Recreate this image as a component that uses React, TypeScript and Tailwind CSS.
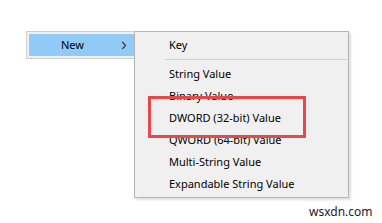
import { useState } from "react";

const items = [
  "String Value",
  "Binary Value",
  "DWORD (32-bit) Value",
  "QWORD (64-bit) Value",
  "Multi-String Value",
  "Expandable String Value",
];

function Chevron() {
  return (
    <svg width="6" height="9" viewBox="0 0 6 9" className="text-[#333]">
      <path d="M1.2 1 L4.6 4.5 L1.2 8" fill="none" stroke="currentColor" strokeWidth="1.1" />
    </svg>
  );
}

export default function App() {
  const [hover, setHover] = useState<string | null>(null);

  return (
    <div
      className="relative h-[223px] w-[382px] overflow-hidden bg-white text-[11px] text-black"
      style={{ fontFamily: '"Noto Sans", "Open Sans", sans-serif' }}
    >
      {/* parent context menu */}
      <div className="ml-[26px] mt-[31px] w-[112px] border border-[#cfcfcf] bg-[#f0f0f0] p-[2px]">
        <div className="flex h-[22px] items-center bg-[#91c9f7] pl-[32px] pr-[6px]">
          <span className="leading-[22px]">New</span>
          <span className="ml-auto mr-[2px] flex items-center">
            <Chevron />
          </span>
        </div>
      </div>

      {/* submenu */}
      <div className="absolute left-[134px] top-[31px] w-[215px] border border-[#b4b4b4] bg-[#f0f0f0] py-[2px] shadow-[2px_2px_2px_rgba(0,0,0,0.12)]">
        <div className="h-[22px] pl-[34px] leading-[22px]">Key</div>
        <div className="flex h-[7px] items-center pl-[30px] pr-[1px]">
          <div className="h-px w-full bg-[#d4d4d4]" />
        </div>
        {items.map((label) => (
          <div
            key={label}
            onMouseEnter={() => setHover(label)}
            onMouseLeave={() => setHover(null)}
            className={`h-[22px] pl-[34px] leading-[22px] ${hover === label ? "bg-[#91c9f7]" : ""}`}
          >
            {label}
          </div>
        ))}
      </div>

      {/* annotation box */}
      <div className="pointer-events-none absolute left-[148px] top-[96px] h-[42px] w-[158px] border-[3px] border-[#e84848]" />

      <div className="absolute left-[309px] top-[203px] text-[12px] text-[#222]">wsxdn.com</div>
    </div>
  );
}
----------------------------------------
Request ->
Copy out each line word for word, please, skipping the images.

Output for this task ->
Recreate this image as a component that uses React, TypeScript and Tailwind CSS.
import { useState } from "react";

const items = [
  "String Value",
  "Binary Value",
  "DWORD (32-bit) Value",
  "QWORD (64-bit) Value",
  "Multi-String Value",
  "Expandable String Value",
];

function Chevron() {
  return (
    <svg width="6" height="9" viewBox="0 0 6 9" className="text-[#333]">
      <path d="M1.2 1 L4.6 4.5 L1.2 8" fill="none" stroke="currentColor" strokeWidth="1.1" />
    </svg>
  );
}

export default function App() {
  const [hover, setHover] = useState<string | null>(null);

  return (
    <div
      className="relative h-[223px] w-[382px] overflow-hidden bg-white text-[11px] text-black"
      style={{ fontFamily: '"Noto Sans", "Open Sans", sans-serif' }}
    >
      {/* parent context menu */}
      <div className="ml-[26px] mt-[31px] w-[112px] border border-[#cfcfcf] bg-[#f0f0f0] p-[2px]">
        <div className="flex h-[22px] items-center bg-[#91c9f7] pl-[32px] pr-[6px]">
          <span className="leading-[22px]">New</span>
          <span className="ml-auto mr-[2px] flex items-center">
            <Chevron />
          </span>
        </div>
      </div>

      {/* submenu */}
      <div className="absolute left-[134px] top-[31px] w-[215px] border border-[#b4b4b4] bg-[#f0f0f0] py-[2px] shadow-[2px_2px_2px_rgba(0,0,0,0.12)]">
        <div className="h-[22px] pl-[34px] leading-[22px]">Key</div>
        <div className="flex h-[7px] items-center pl-[30px] pr-[1px]">
          <div className="h-px w-full bg-[#d4d4d4]" />
        </div>
        {items.map((label) => (
          <div
            key={label}
            onMouseEnter={() => setHover(label)}
            onMouseLeave={() => setHover(null)}
            className={`h-[22px] pl-[34px] leading-[22px] ${hover === label ? "bg-[#91c9f7]" : ""}`}
          >
            {label}
          </div>
        ))}
      </div>

      {/* annotation box */}
      <div className="pointer-events-none absolute left-[148px] top-[96px] h-[42px] w-[158px] border-[3px] border-[#e84848]" />

      <div className="absolute left-[309px] top-[203px] text-[12px] text-[#222]">wsxdn.com</div>
    </div>
  );
}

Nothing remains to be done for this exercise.